Bien qu’il faille faire attention aux manipulations mémorielles de part et d’autre, les lignes ont beaucoup bougé avec le rapport de Benjamin Stora et les différentes actions menées par la France.

Du côté des officiels algériens, on est toujours sur un discours assez schématique, binaire, presque dialectique, qui assigne aux Français le rôle des « méchants » et aux Algériens celui des « gentils » afin d’entretenir une atmosphère nationaliste. L’évolution de la France perturbe d’ailleurs cette « stratégie » algérienne. Mais de manière générale, le dialogue reprend peu à peu.

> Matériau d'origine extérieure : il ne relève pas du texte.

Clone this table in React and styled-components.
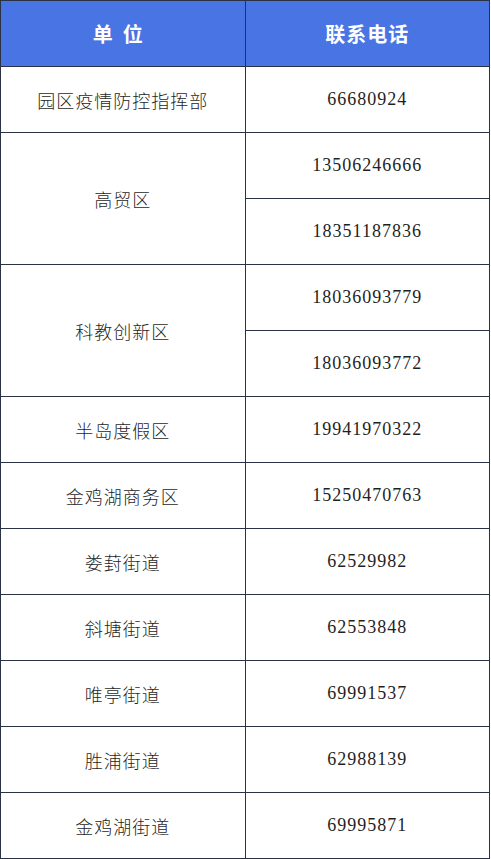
import styled, { createGlobalStyle } from "styled-components";

const Global = createGlobalStyle`
  html, body {
    margin: 0;
    padding: 0;
    background: #ffffff;
  }
`;

const Table = styled.table`
  width: 490px;
  border-collapse: collapse;
  table-layout: fixed;
  font-family: "Liberation Serif", "Noto Sans CJK SC", serif;
  color: #222;
`;

const HeadCell = styled.th`
  height: 65px;
  padding: 0;
  background: #4874e4;
  color: #ffffff;
  font-family: "Noto Sans CJK SC", sans-serif;
  font-size: 20px;
  font-weight: 700;
  letter-spacing: ${(p) => p.$spread || "1px"};
  border: 1px solid #2a3346;
  text-align: center;
`;

const Cell = styled.td`
  height: 65px;
  padding: 0;
  border: 1px solid #2a3346;
  text-align: center;
  vertical-align: middle;
  font-size: ${(p) => (p.$num ? "18px" : "18px")};
  font-family: ${(p) =>
    p.$num
      ? `"Liberation Serif", serif`
      : `"Noto Sans CJK SC", sans-serif`};
  font-weight: ${(p) => (p.$num ? 400 : 300)};
  letter-spacing: 1px;
  color: #1f1f1f;
`;

const rows = [
  { name: "园区疫情防控指挥部", phones: ["66680924"] },
  { name: "高贸区", phones: ["13506246666", "18351187836"] },
  { name: "科教创新区", phones: ["18036093779", "18036093772"] },
  { name: "半岛度假区", phones: ["19941970322"] },
  { name: "金鸡湖商务区", phones: ["15250470763"] },
  { name: "娄葑街道", phones: ["62529982"] },
  { name: "斜塘街道", phones: ["62553848"] },
  { name: "唯亭街道", phones: ["69991537"] },
  { name: "胜浦街道", phones: ["62988139"] },
  { name: "金鸡湖街道", phones: ["69995871"] },
];

export default function App() {
  return (
    <>
      <Global />
      <Table>
        <thead>
          <tr>
            <HeadCell $spread="10px">单位</HeadCell>
            <HeadCell>联系电话</HeadCell>
          </tr>
        </thead>
        <tbody>
          {rows.map((r) =>
            r.phones.map((p, i) => (
              <tr key={r.name + p}>
                {i === 0 && <Cell rowSpan={r.phones.length}>{r.name}</Cell>}
                <Cell $num>{p}</Cell>
              </tr>
            ))
          )}
        </tbody>
      </Table>
    </>
  );
}
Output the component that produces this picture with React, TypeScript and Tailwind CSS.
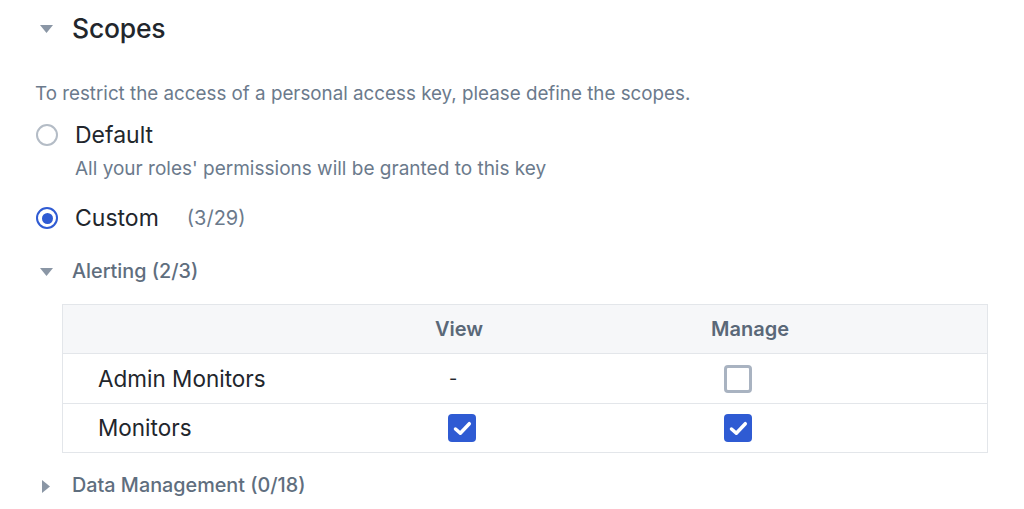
import React from "react";

const Caret = ({ dir = "down" }: { dir?: "down" | "right" }) =>
  dir === "down" ? (
    <svg width="13" height="8" viewBox="0 0 13 8"><path d="M0 0h13L6.5 8z" fill="#8a96a5" /></svg>
  ) : (
    <svg width="8" height="13" viewBox="0 0 8 13"><path d="M0 0v13L8 6.5z" fill="#8a96a5" /></svg>
  );

const Check = ({ checked }: { checked: boolean }) =>
  checked ? (
    <div className="w-[28px] h-[28px] rounded-[4px] bg-[#2f5bd3] flex items-center justify-center">
      <svg width="19" height="15" viewBox="0 0 19 15">
        <path d="M2.5 8l4.8 4.2 9-9.5" stroke="white" strokeWidth="3.5" fill="none" strokeLinecap="round" strokeLinejoin="round" />
      </svg>
    </div>
  ) : (
    <div className="w-[28px] h-[28px] rounded-[4px] border-[3px] border-[#a9b3c1] bg-white" />
  );

export default function App() {
  return (
    <div className="w-[1024px] h-[509px] bg-white overflow-hidden" style={{ fontFamily: "Inter, 'Noto Sans', sans-serif" }}>
      <div className="flex items-center h-[56px] pl-[40px] pt-[1px]">
        <Caret />
        <span className="ml-[19px] text-[26.5px] font-medium text-[#22262c] tracking-[-0.2px]">Scopes</span>
      </div>
      <div className="pl-[35px] pt-[24px] text-[18.8px] text-[#6b7a8c] leading-[28px]">
        To restrict the access of a personal access key, please define the scopes.
      </div>
      <div className="pl-[36px] mt-[12px] flex items-center h-[30px]">
        <div className="w-[22px] h-[22px] rounded-full border-2 border-[#b4bcc6] bg-white" />
        <span className="ml-[17px] text-[23px] text-[#22262c]">Default</span>
      </div>
      <div className="pl-[75px] mt-[6px] text-[19px] text-[#6b7a8c] leading-[26px]">
        All your roles' permissions will be granted to this key
      </div>
      <div className="pl-[36px] mt-[21px] flex items-center h-[30px]">
        <div className="w-[22px] h-[22px] rounded-full border-2 border-[#2f5bd3] bg-white flex items-center justify-center">
          <div className="w-[11px] h-[11px] rounded-full bg-[#2f5bd3]" />
        </div>
        <span className="ml-[17px] text-[23px] text-[#22262c]">Custom</span>
        <span className="ml-[28px] text-[20px] text-[#6b7a8c]">(3/29)</span>
      </div>
      <div className="pl-[40px] mt-[26px] flex items-center h-[26px]">
        <Caret />
        <span className="ml-[19px] text-[19.8px] font-medium text-[#5f6e7e]">Alerting (2/3)</span>
      </div>
      <div className="ml-[62px] mt-[19px] w-[926px] border border-[#e3e6ea]">
        <div className="grid grid-cols-[250px_292px_290px_1fr] h-[48px] items-center bg-[#f6f7f9] text-[20px] font-semibold text-[#5a6878]">
          <div />
          <div className="text-center">View</div>
          <div className="text-center">Manage</div>
          <div />
        </div>
        <div className="grid grid-cols-[250px_292px_290px_1fr] h-[50px] items-center border-t border-[#e3e6ea] text-[22.5px] text-[#22262c]">
          <div className="pl-[35px]">Admin Monitors</div>
          <div className="pl-[136px] text-[18px] text-[#22262c]">-</div>
          <div className="pl-[119px] flex"><Check checked={false} /></div>
          <div />
        </div>
        <div className="grid grid-cols-[250px_292px_290px_1fr] h-[49px] items-center border-t border-[#e3e6ea] text-[22.5px] text-[#22262c]">
          <div className="pl-[35px]">Monitors</div>
          <div className="pl-[135px] flex"><Check checked /></div>
          <div className="pl-[119px] flex"><Check checked /></div>
          <div />
        </div>
      </div>
      <div className="pl-[42px] mt-[20px] flex items-center h-[26px]">
        <Caret dir="right" />
        <span className="ml-[22px] text-[19.8px] font-medium text-[#5f6e7e]">Data Management (0/18)</span>
      </div>
    </div>
  );
}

Le discours sur « l’ennemi traditionnel » porte toujours auprès des 45-55 ans

Chez les Français, il y a une volonté d’avoir un discours plus global, qui prenne en compte toutes les parties, à la fois les Algériens, mais aussi les Harkis, par exemple.

Selon vous, le discours du gouvernement algérien a-t-il encore un avenir ?

Ce discours sur « l’ennemi traditionnel » porte toujours auprès des personnes de la tranche d’âge 45-55 ans, qui n’ont pas connu directement la guerre, mais qui ont grandi dans un climat de post-indépendance fortement imprégné de nationalisme. Chez les jeunes, qui observent les difficultés auxquelles est confronté le pays, ces propos sont usés et ce discours prend moins.

Enfin et paradoxalement, chez les plus âgés, qui ont vécu les événements, la radicalité est moins prononcée. Cela peut s’expliquer par une prise de recul liée à une vision plus complexe d’une situation qu’ils ont connue et qu’ils sont en mesure d’appréhender dans sa globalité.

En France, tout un pan de la classe politique qui dénonce les « repentances » d’Emmanuel Macron le fait probablement en partie pour des motifs électoraux. Car c’est chez les plus âgés que les positions les plus conservatrices à l’égard de l’Algérie persistent. Or ce sont ceux qui votent le plus. Cette situation est donc potentiellement amenée à évoluer.

J’ajoute que la crise entre l’Ukraine et la Russie aura des conséquences sur la relation entre la France et l’Algérie, car la première aura davantage besoin à l’avenir du gaz de la seconde.